What is the difference between a traditional ETF and a smart beta ETF?

Traditional ETFs aim to replicate the performance of a specific market index, while Smart Beta ETFs follow systematic strategies to target specific factors, themes, or sectors. Smart Beta ETFs combine elements of both active and passive management, offering a more targeted investment approach.

How do I choose the right smart beta ETF for my investment goals?

Choosing the right Smart Beta ETF involves considering your investment objectives, understanding the ETF’s strategy, analyzing historical performance, and evaluating factors like expense ratios and tracking error.
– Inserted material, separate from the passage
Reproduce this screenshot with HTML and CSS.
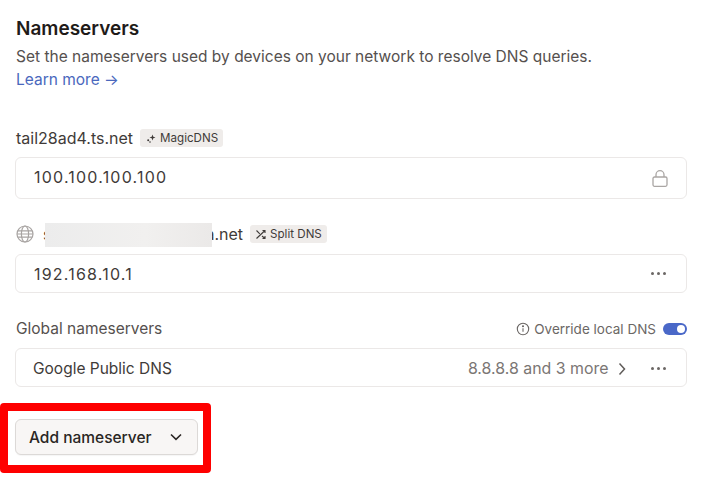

Can smart beta ETFs outperform the market consistently?

Smart Beta ETFs have the potential to outperform traditional market-cap-weighted indices over time, but consistent outperformance is not guaranteed. Performance can vary based on market conditions and the specific factors targeted by the ETF.

What are the tax implications of investing in smart beta ETFs?
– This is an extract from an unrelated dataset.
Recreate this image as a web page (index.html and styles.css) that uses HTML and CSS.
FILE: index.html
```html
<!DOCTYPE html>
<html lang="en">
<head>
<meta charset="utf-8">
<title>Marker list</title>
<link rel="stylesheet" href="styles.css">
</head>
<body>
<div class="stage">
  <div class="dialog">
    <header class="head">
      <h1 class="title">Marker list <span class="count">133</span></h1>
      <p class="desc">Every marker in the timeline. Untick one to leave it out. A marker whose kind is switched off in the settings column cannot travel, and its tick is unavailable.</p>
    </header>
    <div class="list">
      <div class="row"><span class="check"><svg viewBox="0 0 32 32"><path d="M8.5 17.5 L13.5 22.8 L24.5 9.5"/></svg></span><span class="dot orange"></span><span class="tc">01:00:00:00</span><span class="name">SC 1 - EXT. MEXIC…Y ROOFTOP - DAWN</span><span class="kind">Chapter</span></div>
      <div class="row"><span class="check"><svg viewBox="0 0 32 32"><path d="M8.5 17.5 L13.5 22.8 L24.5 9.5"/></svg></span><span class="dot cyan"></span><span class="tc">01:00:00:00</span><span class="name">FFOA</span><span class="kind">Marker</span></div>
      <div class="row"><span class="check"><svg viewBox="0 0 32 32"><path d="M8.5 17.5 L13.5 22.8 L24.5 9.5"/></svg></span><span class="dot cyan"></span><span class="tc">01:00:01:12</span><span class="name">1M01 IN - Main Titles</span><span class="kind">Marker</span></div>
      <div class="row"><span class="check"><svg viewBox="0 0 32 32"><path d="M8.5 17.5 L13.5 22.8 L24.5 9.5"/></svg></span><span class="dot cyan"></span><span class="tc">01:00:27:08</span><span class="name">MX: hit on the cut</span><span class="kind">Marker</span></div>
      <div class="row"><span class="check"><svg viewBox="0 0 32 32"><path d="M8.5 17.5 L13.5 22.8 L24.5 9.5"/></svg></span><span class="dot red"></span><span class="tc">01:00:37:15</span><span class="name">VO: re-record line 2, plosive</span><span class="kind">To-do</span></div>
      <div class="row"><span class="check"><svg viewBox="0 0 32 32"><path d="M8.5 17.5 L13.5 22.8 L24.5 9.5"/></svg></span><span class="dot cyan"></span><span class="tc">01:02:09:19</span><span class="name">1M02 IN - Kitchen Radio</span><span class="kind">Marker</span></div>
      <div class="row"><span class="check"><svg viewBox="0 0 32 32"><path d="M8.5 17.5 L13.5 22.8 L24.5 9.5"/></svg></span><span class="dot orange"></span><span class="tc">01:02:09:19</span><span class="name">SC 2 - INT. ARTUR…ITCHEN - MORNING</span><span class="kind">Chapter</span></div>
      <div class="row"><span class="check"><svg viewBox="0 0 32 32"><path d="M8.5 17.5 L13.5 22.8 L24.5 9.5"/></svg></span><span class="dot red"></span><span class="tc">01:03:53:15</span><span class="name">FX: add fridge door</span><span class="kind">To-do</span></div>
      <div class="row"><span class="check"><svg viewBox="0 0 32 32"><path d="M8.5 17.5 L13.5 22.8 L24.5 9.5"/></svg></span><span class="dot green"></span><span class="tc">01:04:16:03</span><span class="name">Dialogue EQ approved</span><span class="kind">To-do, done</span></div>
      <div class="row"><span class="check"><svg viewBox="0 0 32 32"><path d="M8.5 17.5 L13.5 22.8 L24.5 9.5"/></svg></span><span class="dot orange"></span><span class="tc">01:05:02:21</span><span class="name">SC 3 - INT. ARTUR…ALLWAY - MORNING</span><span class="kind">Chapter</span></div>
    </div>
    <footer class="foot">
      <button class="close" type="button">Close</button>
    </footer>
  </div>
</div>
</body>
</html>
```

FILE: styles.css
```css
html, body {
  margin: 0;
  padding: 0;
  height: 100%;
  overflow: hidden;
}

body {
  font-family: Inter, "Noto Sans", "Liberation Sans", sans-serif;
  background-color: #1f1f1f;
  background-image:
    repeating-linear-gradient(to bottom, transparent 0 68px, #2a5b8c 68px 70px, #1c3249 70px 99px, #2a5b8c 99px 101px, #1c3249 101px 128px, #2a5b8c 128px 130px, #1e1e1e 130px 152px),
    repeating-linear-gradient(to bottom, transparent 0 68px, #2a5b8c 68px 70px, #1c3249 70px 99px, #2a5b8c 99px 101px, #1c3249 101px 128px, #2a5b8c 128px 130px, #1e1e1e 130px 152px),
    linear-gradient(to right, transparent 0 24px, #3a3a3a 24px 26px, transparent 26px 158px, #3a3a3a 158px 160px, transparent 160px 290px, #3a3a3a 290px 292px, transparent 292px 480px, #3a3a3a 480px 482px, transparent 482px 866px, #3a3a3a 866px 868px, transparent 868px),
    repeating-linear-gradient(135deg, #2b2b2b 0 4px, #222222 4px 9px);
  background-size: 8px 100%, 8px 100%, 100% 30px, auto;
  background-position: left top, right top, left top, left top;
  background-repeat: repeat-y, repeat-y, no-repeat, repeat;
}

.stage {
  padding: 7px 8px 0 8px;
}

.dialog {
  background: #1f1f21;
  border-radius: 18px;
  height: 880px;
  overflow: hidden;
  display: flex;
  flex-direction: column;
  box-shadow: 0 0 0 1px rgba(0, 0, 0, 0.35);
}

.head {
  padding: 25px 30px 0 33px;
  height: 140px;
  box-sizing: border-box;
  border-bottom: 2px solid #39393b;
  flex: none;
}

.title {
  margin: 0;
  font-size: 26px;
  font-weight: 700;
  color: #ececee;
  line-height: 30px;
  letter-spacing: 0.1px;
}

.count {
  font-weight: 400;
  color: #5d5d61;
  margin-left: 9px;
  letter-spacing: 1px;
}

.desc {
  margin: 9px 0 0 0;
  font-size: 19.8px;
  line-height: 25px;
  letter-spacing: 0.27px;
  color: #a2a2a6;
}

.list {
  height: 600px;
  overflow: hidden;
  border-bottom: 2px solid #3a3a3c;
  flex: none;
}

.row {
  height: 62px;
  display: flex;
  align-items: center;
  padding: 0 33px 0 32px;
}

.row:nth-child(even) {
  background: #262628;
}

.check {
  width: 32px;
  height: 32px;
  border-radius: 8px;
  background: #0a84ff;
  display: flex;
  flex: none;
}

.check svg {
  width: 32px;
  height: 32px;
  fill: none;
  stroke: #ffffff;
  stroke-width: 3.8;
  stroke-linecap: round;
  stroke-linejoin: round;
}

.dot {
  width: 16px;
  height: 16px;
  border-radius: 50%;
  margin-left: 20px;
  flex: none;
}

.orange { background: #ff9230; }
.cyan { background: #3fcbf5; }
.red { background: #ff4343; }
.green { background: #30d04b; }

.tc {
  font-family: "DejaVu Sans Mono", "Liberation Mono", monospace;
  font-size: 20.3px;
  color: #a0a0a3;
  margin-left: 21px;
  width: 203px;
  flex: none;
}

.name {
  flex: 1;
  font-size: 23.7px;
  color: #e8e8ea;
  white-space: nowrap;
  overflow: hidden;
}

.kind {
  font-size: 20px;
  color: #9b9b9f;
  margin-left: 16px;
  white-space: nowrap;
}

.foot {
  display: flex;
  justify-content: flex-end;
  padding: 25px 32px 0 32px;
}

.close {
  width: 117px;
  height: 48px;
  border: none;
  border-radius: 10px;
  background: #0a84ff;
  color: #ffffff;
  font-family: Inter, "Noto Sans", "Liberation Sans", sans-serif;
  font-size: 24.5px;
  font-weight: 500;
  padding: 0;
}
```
Smart Beta ETFs may generate taxable capital gains, impacting your overall tax liability. It’s essential to be aware of the tax implications and consider tax-efficient strategies to optimize your investments.

Key takeaways

  • Smart Beta ETFs use systematic rules to select and weight securities, offering a more targeted approach compared to traditional ETFs.
  • Different types of Smart Beta ETFs focus on factors, themes, sectors, and other characteristics to meet various investment goals.
  • Smart Beta ETFs come with advantages, including diversification, potential outperformance, transparency, and cost-efficiency.
  • Before investing, consider your investment goals, understand the underlying factors, and analyze historical performance.
  • Be aware of potential risks, including tracking error, crowded trades, and underperformance in specific market conditions.
  • To invest in Smart Beta ETFs, choose the right ETF, set up a brokerage account, and manage your portfolio allocation.
  • Tax implications can impact your returns, so consider tax-efficient strategies to optimize your investments.